Kerry with Netanyahu, Steinitz and Ya'alon (Photo: Ohad Zwigenberg)
"We are reaching the time (where) leaders need to make hard decisions," Kerry said following separate meetings with Israeli Prime Minister Benjamin Netanyahu and Palestinian President Mahmoud Abbas .
He noted the talks were "very productive".
Kerry said it was important not to let settlements stand in the way of talks that could finally set borders as part of a peace agreement.
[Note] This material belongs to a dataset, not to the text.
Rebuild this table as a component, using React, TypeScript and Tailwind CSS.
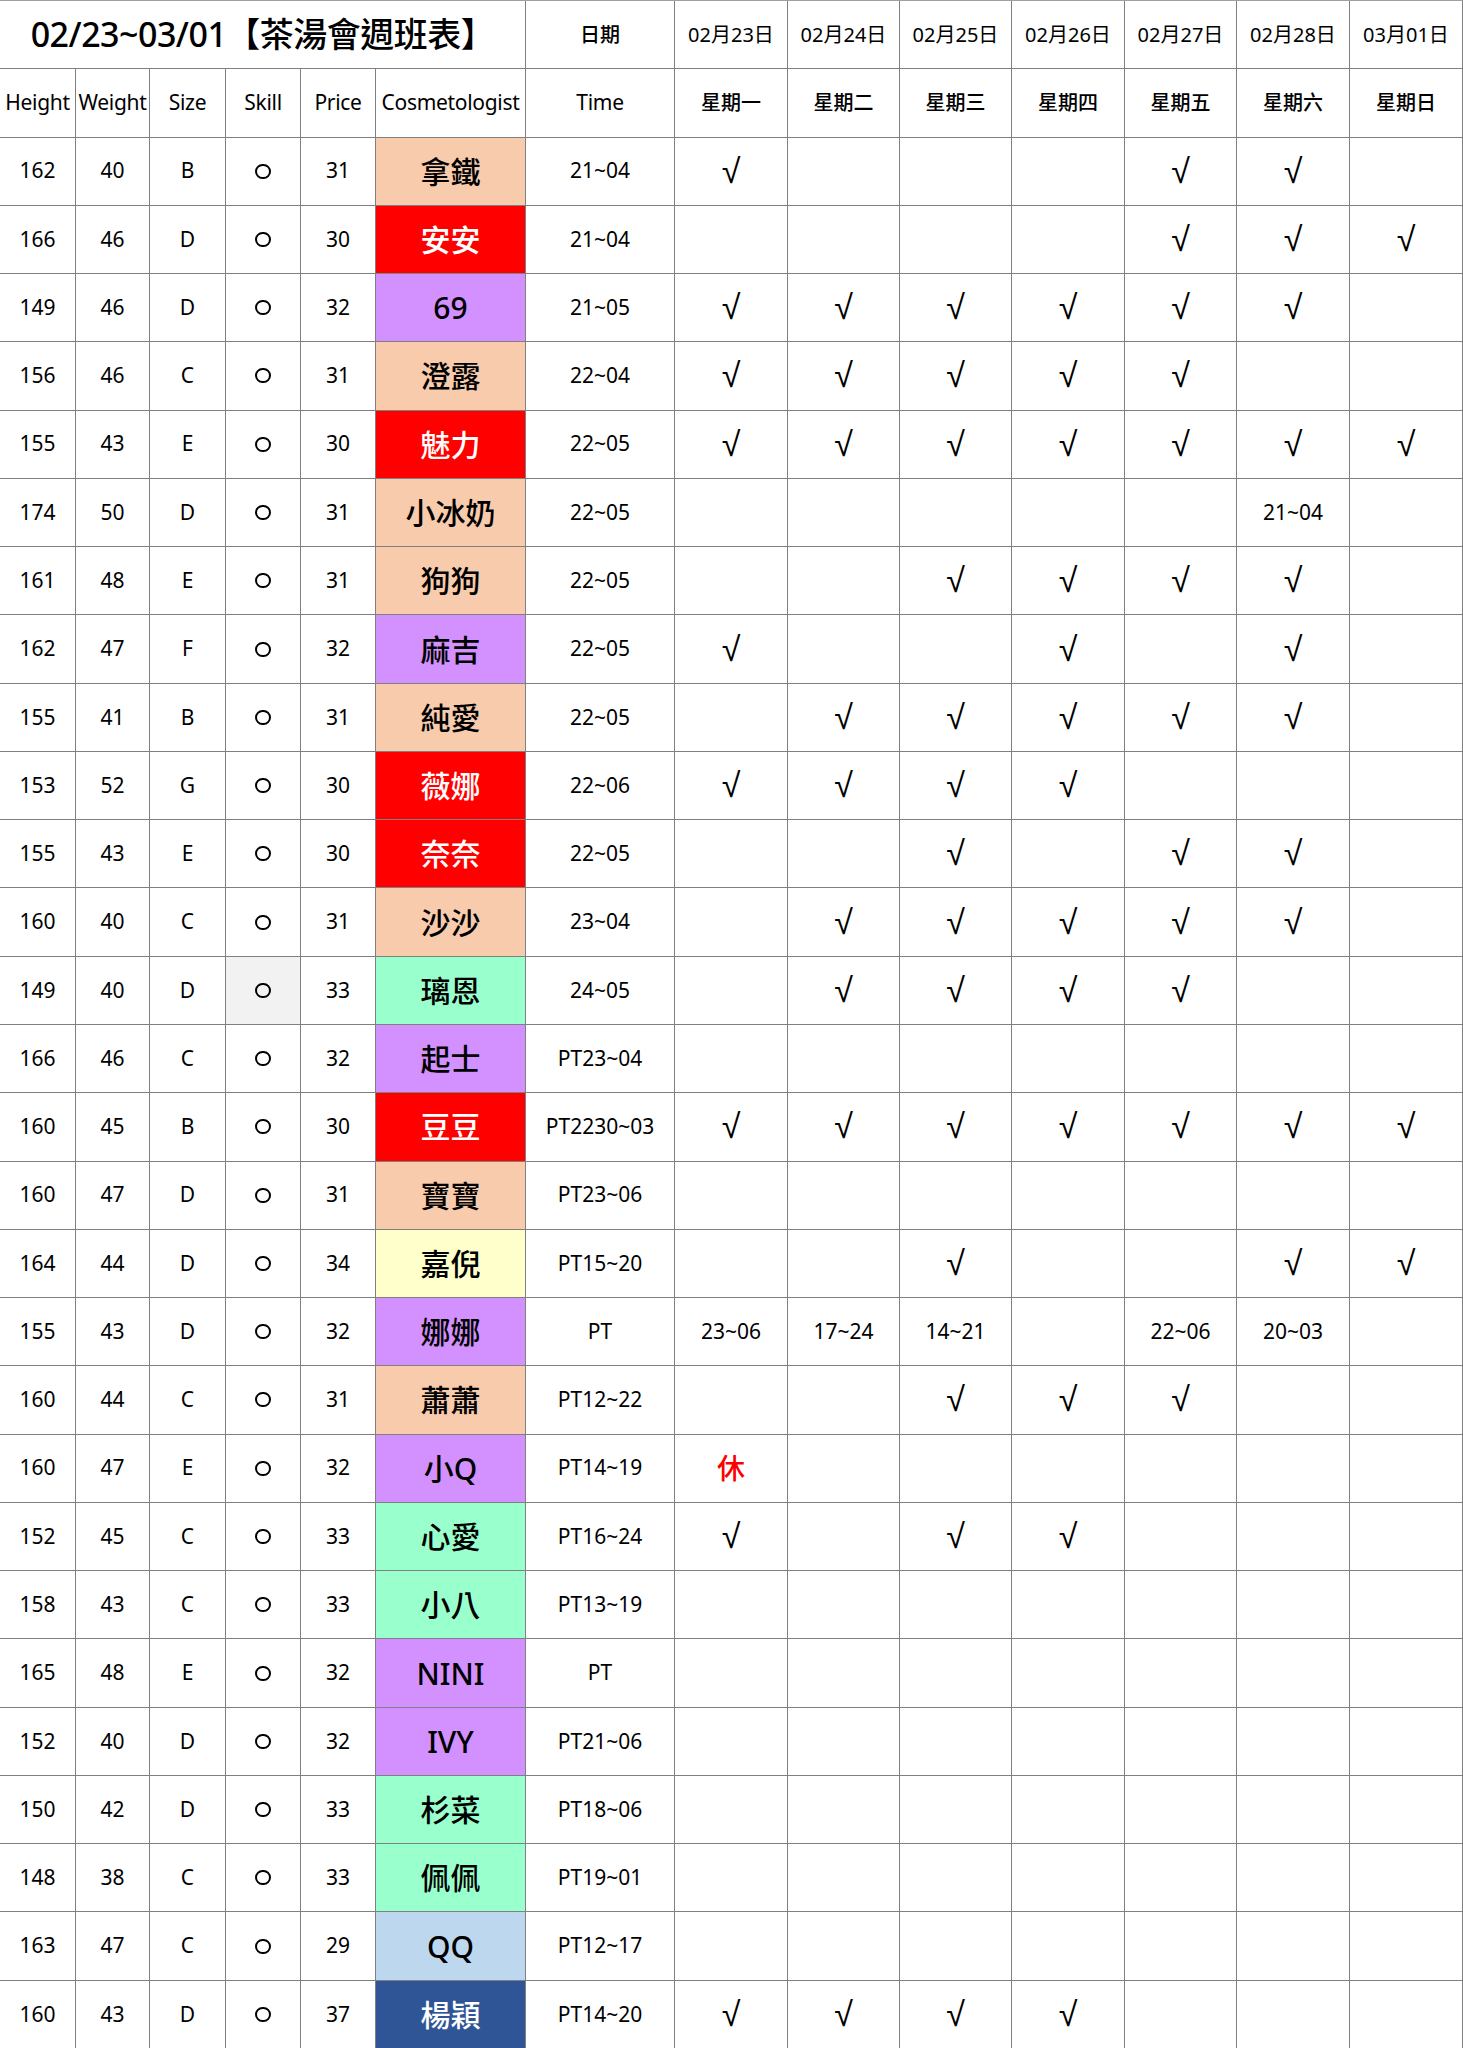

Then, he said, the issue would be resolved because each side would have clear boundaries for their two states.
He stressed the importance of security for Israel and borders for Palestinians adding that those two goals can only be achieved through direct talks.
He said the US does not believe setting deadlines was helpful noting that President Barack Obama had said he would decided whether the sides are serious in their quest for peace after examining the issue over a period of several months.
Despite the continued difficulties in even getting the Israelis and Palestinians back to the negotiating table, Kerry insisted he believed peace is possible.
Earlier Friday, he met Netanyahu for the second time in as many days and then spoke with outgoing Palestinian Prime Minister Salam Fayyad.
On Thursday, Kerry praised Netanyahu for the "seriousness" with which he is looking at ways to revitalize peace hopes.
Kerry called on both Netanyahu and Abbas to show their leadership and said the two sides must be given two weeks to consider a resumption of direct negotiations.
The US secretary of state also addressed the Iranian issue criticizing Iran's guardian council for eliminating that hundreds of presidential candidates and, in his view, standing in the way of legitimate, representative democracy.
Kerry says it is hardly a free, fair and transparent process when an unelected body chooses some candidates "solely on who represents the regime's interests."
He says the alternative, who represents the will of the Iranian people, should guide the elections.
Iran's Guardian Council has disqualified scores of candidates, including former President Akbar Hashemi Rafsanjani, dealing a demoralizing blow to pro-reform groups.